2024-06-05: Tops, Tails, Tone
(If you work at FF/FFDW 🄽 links will send you to a local, editable page in the Filecoin Foundation Notion. If you are in the Filecoin ecosystem, you may be able to join the #monologue-danny Slack channel where I answer questions, take meeting bookings, talk to myself and the other voices in my head. In the glorious decentralized ocap-enabled future, such data-hoardings will be a thing of the past, but we live for now in a fallen ACL world.)
Three Things I Did At Work
1. Topped and tailed
It’s no-meeting Wednesday at the Foundation, which means I have zoom calls with those who don’t keep Sabbath instead. 7AM with the Filecoin ecosystem war room 🄽, then 5.30PM-7PM talking STFIL 🄽 with Chinese lawyers and @Jenks Guo in Australia. A lot of “hurry up and slow down” in both: trying to speed up things, but getting stuck in naturally syrupy process. Frustrating.

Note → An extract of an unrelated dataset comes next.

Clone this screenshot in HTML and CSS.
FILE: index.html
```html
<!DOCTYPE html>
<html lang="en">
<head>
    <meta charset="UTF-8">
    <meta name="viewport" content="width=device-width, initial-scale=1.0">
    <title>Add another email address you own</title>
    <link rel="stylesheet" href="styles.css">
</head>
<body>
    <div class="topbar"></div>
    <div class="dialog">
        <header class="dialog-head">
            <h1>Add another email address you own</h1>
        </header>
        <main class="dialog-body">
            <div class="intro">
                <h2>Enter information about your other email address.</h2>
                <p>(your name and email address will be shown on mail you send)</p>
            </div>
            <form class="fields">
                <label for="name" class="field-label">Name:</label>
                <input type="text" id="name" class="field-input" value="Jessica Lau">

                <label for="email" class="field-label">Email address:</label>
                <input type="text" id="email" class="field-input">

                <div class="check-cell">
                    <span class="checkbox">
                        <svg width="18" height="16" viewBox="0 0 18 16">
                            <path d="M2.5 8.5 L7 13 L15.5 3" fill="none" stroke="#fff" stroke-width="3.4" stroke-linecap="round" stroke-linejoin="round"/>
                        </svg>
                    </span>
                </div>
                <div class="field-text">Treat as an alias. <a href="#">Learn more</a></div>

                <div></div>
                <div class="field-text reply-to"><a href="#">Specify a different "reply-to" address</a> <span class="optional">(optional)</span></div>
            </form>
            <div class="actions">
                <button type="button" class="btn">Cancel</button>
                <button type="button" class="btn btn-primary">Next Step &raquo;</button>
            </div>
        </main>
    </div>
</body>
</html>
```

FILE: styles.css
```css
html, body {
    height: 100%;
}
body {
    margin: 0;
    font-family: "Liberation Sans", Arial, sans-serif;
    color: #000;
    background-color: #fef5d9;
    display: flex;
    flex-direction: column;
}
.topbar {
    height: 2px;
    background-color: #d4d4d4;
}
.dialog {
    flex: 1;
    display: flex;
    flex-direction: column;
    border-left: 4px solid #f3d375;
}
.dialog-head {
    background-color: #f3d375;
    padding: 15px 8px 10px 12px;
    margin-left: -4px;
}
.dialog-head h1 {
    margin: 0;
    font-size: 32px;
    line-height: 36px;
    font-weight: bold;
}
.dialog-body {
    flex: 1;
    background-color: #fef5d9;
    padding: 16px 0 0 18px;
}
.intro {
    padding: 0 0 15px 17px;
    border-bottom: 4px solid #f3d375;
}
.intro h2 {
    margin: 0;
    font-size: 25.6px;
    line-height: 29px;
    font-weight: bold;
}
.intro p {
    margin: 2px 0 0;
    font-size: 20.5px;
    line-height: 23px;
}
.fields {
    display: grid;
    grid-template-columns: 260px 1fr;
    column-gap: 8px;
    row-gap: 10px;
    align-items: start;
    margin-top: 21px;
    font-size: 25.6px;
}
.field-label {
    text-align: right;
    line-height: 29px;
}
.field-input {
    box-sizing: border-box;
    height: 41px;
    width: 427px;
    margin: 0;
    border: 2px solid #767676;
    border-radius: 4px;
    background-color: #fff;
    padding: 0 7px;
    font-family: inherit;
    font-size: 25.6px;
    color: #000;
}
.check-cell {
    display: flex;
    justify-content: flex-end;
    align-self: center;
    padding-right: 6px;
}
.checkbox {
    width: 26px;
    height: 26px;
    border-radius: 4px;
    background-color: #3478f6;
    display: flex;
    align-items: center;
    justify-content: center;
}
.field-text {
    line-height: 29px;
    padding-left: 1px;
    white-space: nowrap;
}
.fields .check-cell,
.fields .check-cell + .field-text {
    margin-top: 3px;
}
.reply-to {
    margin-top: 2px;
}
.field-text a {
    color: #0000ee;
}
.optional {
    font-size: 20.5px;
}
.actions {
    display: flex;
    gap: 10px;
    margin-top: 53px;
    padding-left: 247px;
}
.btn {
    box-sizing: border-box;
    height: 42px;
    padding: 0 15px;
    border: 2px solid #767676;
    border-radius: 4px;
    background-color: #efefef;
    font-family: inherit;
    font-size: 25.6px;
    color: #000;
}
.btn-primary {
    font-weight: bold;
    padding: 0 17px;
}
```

2. Was temporarily daunted
I’m usually very optimistic: about people, the world, the Internet, the future — you name it, I’ll give you a reason why it will all be fine. But I admit, today, the hair-tearing frustrations of actually getting stuff done and well got to me (something that I know drives a lot of people in our space crazy on a daily basis).
Talking with @Stef Magdalinski , we agreed that we’ve been in far worse work settings for that. Everybody we work with has the best of intentions, and is also trying to get things to proceed in the right direction. But working in a decentralized environment, you just don’t have the same structures, and enforcement abillities to lean on. The syrup of autonomy gets everywhere. I mean centralized systems have their own bureacratic stifling, but at least there’s comfort in process and roles and well-worn grooves. It’s like we’re all working together, to push the same string uphill. The alignment’s there, but it always feels like it’d be easier to pull in the other direction.

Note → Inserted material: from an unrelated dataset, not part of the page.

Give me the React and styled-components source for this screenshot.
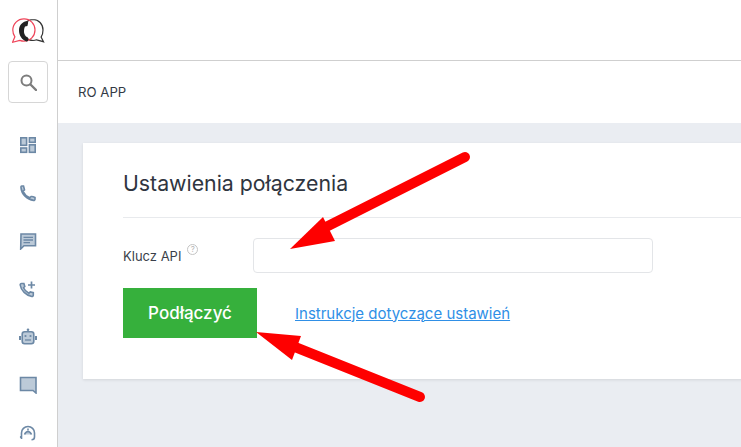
import styled, { createGlobalStyle } from 'styled-components';

const GlobalStyle = createGlobalStyle`
  html, body {
    margin: 0;
    padding: 0;
    height: 100%;
    overflow: hidden;
    background: #fff;
  }
  body {
    font-family: Inter, "Noto Sans", sans-serif;
    color: #2f3540;
  }
`;

const ICON_FILL = '#bccad8';
const ICON_STROKE = '#6c88a5';

function Logo() {
  return (
    <svg width="34" height="26" viewBox="0 0 34 26">
      <path d="M21 1.500c-5.600 0-10 4.600-10 10.500s4.400 10.500 10 10.500c1.300 0 2.500-.2 3.600-.7l6.900 1.900-2.400-4.600c1.200-1.800 1.900-4.300 1.900-7.100 0-5.900-4.400-10.500-10-10.500z" fill="none" stroke="#333" strokeWidth="1.200" />
      <path d="M12 .800C18.200.800 23 5.800 23 12s-4.800 11.200-11 11.200c-1.500 0-2.900-.3-4.200-.8L.5 24.300l2.400-5.500C1.500 16.900.8 14.600.8 12 .8 5.800 5.800.8 12 .8z" fill="none" stroke="#ef4459" strokeWidth="1.200" />
      <path d="M14.500 3.300c-4.500.6-7.500 4.300-7.500 9.300 0 5 3 9.500 7.500 10.800 1.200.3 1.800-.5 1.600-1.600l-.6-2.800-2.500-.4c-1.200-2-1.400-8.200 0-10.200l2.400-.4.700-3c.2-1.200-.6-1.900-1.600-1.700z" fill="#222" />
    </svg>
  );
}

function SearchIcon() {
  return (
    <svg width="17" height="17" viewBox="0 0 17 17" fill="none" stroke="#7d7d7d" strokeWidth="2">
      <circle cx="6.500" cy="6.500" r="5" />
      <path d="M10.500 10.500l5.500 5.500" strokeWidth="2.400" strokeLinecap="round" />
    </svg>
  );
}

function NavIcon({ name }) {
  const common = { stroke: ICON_STROKE, strokeWidth: 1.600, fill: ICON_FILL };
  return (
    <svg width="18" height="18" viewBox="0 0 18 18">
      {name === 'dashboard' && (
        <g {...common}>
          <rect x="1.800" y="1.800" width="5.800" height="7.500" />
          <rect x="10.400" y="1.800" width="5.800" height="4.500" />
          <rect x="1.800" y="12" width="5.800" height="4.300" />
          <rect x="10.400" y="8.800" width="5.800" height="7.500" />
        </g>
      )}
      {name === 'phone' && (
        <path d="M2.800 2h1.700c.5 2 1 3.200 1 3.800L4 7.300c1.400 3 3.800 5.200 6.700 6.500l1.500-1.300c.8-.2 2.300.2 3.800 1v1.700c0 .7-.6 1.300-1.500 1.200C8.200 15.800 2.400 10 2 3.600 1.900 2.700 2.200 2 2.800 2z" {...common} />
      )}
      {name === 'chat' && (
        <g>
          <path d="M2 2h14.500v11.800H5L1.700 17z" {...common} />
          <path d="M4.500 5.300h9.500M4.500 8h9.500M4.500 10.600h6.500" stroke={ICON_STROKE} strokeWidth="1.300" fill="none" />
        </g>
      )}
      {name === 'phoneplus' && (
        <g>
          <path d="M2.500 3.500h2.400l.9 3-1.300 1.300c1 2.300 2.900 4.300 5.400 5.400l1.400-1.300 3 .7v2.500c0 .9-.6 1.500-1.500 1.400C7 15.500 2 10.500 1.200 5 1.100 4.100 1.600 3.500 2.500 3.500z" {...common} />
          <path d="M12.500 1.500v7M9 5h7" stroke={ICON_STROKE} strokeWidth="1.700" fill="none" />
        </g>
      )}
      {name === 'robot' && (
        <g>
          <circle cx="9" cy="1.800" r="1.300" fill={ICON_STROKE} />
          <rect x="3.200" y="3.800" width="11.600" height="12" rx="2.500" {...common} />
          <path d="M1 8v4M17 8v4" stroke={ICON_STROKE} strokeWidth="2" />
          <circle cx="6.500" cy="8" r="1.100" fill={ICON_STROKE} />
          <circle cx="11.500" cy="8" r="1.100" fill={ICON_STROKE} />
          <path d="M6 12h6" stroke={ICON_STROKE} strokeWidth="1.300" />
        </g>
      )}
      {name === 'square' && (
        <path d="M1.500 1.500h15.500v15.500l-3-2.500H1.500z" {...common} />
      )}
      {name === 'support' && (
        <g fill="none" stroke={ICON_STROKE} strokeWidth="1.600">
          <path d="M2.500 15V9a6.500 6.500 0 0 1 13 0v4c0 1.800-1 2.800-3 2.800" />
          <path d="M5.500 10.500c.8-2 2-3 3.500-3s2.700 1 3.500 3" fill={ICON_FILL} />
          <path d="M9 4.500v2" />
          <circle cx="1.800" cy="13" r="1" fill={ICON_STROKE} stroke="none" />
        </g>
      )}
    </svg>
  );
}

const NAV = ['dashboard', 'phone', 'chat', 'phoneplus', 'robot', 'square', 'support'];

export default function App() {
  return (
    <>
      <GlobalStyle />
      <Page>
        <Sidebar>
          <LogoBox><Logo /></LogoBox>
          <SearchButton><SearchIcon /></SearchButton>
          <Nav>
            {NAV.map((name) => (
              <NavItem key={name}><NavIcon name={name} /></NavItem>
            ))}
          </Nav>
        </Sidebar>
        <Main>
          <TopBar />
          <SubBar>RO APP</SubBar>
          <Content>
            <Card>
              <Title>Ustawienia połączenia</Title>
              <Form>
                <Row>
                  <Label>
                    Klucz API
                    <Help>?</Help>
                  </Label>
                  <Input />
                </Row>
                <Actions>
                  <Button>Podłączyć</Button>
                  <HelpLink href="#">Instrukcje dotyczące ustawień</HelpLink>
                </Actions>
              </Form>
            </Card>
          </Content>
        </Main>
        <Arrows width="741" height="447" viewBox="0 0 741 447">
          <path d="M465 157L326 227" stroke="#fe0000" strokeWidth="10" strokeLinecap="round" />
          <polygon points="290,249 323,217 335,241" fill="#fe0000" />
          <path d="M420 397L295 347" stroke="#fe0000" strokeWidth="10" strokeLinecap="round" />
          <polygon points="256,332 301,336 292,360" fill="#fe0000" />
        </Arrows>
      </Page>
    </>
  );
}

const Page = styled.div`
  position: relative;
  display: flex;
  width: 741px;
  height: 447px;
  overflow: hidden;
`;
const Sidebar = styled.aside`
  flex: 0 0 56px;
  padding-right: 1px;
  border-right: 1px solid #cfcfcf;
  display: flex;
  flex-direction: column;
  align-items: center;
`;
const LogoBox = styled.div`
  height: 61px;
  display: flex;
  align-items: center;
  justify-content: center;
  padding-left: 2px;
`;
const SearchButton = styled.div`
  box-sizing: border-box;
  width: 40px;
  height: 42px;
  border: 1px solid #d6d6d6;
  border-radius: 4px;
  display: flex;
  align-items: center;
  justify-content: center;
`;
const Nav = styled.nav`
  display: flex;
  flex-direction: column;
  align-items: center;
  margin-top: 33px;
  gap: 30px;
`;
const NavItem = styled.div`
  width: 18px;
  height: 18px;
  display: flex;
`;
const Main = styled.main`
  flex: 1;
  min-width: 0;
  display: flex;
  flex-direction: column;
`;
const TopBar = styled.header`
  height: 60px;
  border-bottom: 1px solid #cfcfcf;
`;
const SubBar = styled.div`
  height: 62px;
  display: flex;
  align-items: center;
  padding-left: 20px;
  font-size: 13.200px;
  color: #333a45;
`;
const Content = styled.div`
  flex: 1;
  background: #eaedf2;
  padding: 20px 0 0 25px;
`;
const Card = styled.section`
  box-sizing: border-box;
  width: 720px;
  height: 236px;
  background: #fff;
  box-shadow: 0 1px 3px rgba(0, 0, 0, 0.1);
  padding: 27px 0 0 40px;
`;
const Title = styled.h2`
  margin: 0;
  height: 47px;
  font-size: 21.300px;
  line-height: 26px;
  font-weight: 400;
  color: #2f3540;
  border-bottom: 1px solid #e8eaed;
`;
const Form = styled.div`
  padding-top: 20px;
`;
const Row = styled.div`
  display: flex;
  align-items: center;
`;
const Label = styled.label`
  width: 130px;
  font-size: 13px;
  color: #3a3f4a;
  display: flex;
  align-items: center;
  padding-top: 1px;
`;
const Help = styled.span`
  box-sizing: border-box;
  width: 11px;
  height: 11px;
  margin: -13px 0 0 6px;
  border: 1px solid #c4c4c4;
  border-radius: 50%;
  color: #b5b5b5;
  font-size: 8px;
  line-height: 9px;
  text-align: center;
`;
const Input = styled.input`
  box-sizing: border-box;
  width: 400px;
  height: 35px;
  border: 1px solid #e3e5e8;
  border-radius: 4px;
  background: #fff;
  outline: none;
`;
const Actions = styled.div`
  display: flex;
  align-items: center;
  margin-top: 15px;
`;
const Button = styled.button`
  width: 134px;
  height: 50px;
  border: none;
  background: #36b03c;
  color: #fff;
  font-family: inherit;
  font-size: 17px;
  font-weight: 500;
  padding: 0;
`;
const HelpLink = styled.a`
  margin-left: 38px;
  font-size: 15px;
  color: #2f8fe6;
  text-decoration: underline;
`;
const Arrows = styled.svg`
  position: absolute;
  left: 0;
  top: 0;
  pointer-events: none;
`;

3. Tried to set the right mood
I enjoy reading Daniel Norman 🄽 ‘s writing — for instance, this piece on local-first and IPFS. He’s the IPFS developer advocate, but look how humble and upfront he is about IPFS’ challenges right now. Striking the right tone like this is hard: too optimistic, and you slip into just misleading others. Too pessimistic, and you’re equally inaccurate, and dispiriting too. The failure mode I am trying to avoid is to be optimistic in public and pessimistic in private. I think Daniel strikes a good middle ground, and he’s an inspiration to me on that.
TIL
- My old pal Matt Webb 🄽 has been building a Home AI Simulator — wiring up an LLM to a simulation of an automated home, and seeing what weird emergent behavior crops up. It’s a great way to get a better understanding of what current AI can and can’t do, without just hurling it out there and (optimistically) selling it as doing everything. Well, until the AI starts wondering whether it’s living in a simulation. Matt’s detailed write-up.
Links Du Jour
- Susie Bright is a San Francisco icon. Mostly known in my generation as a boundary-busting 80s sex positive feminist writer, but I had no idea that was Susie after she settled down. Before that she had an entire other past life in the radical communist, anti-racist world of the 70s, which she is reminiscing about on Substack. Here’s her latest piece on her gun history — rebelling against pacifist parents and learning to carry, arming up with the Black Panthers and to fight racism, having cops and union members of the Klan aim guns at her… all (American) life is in here.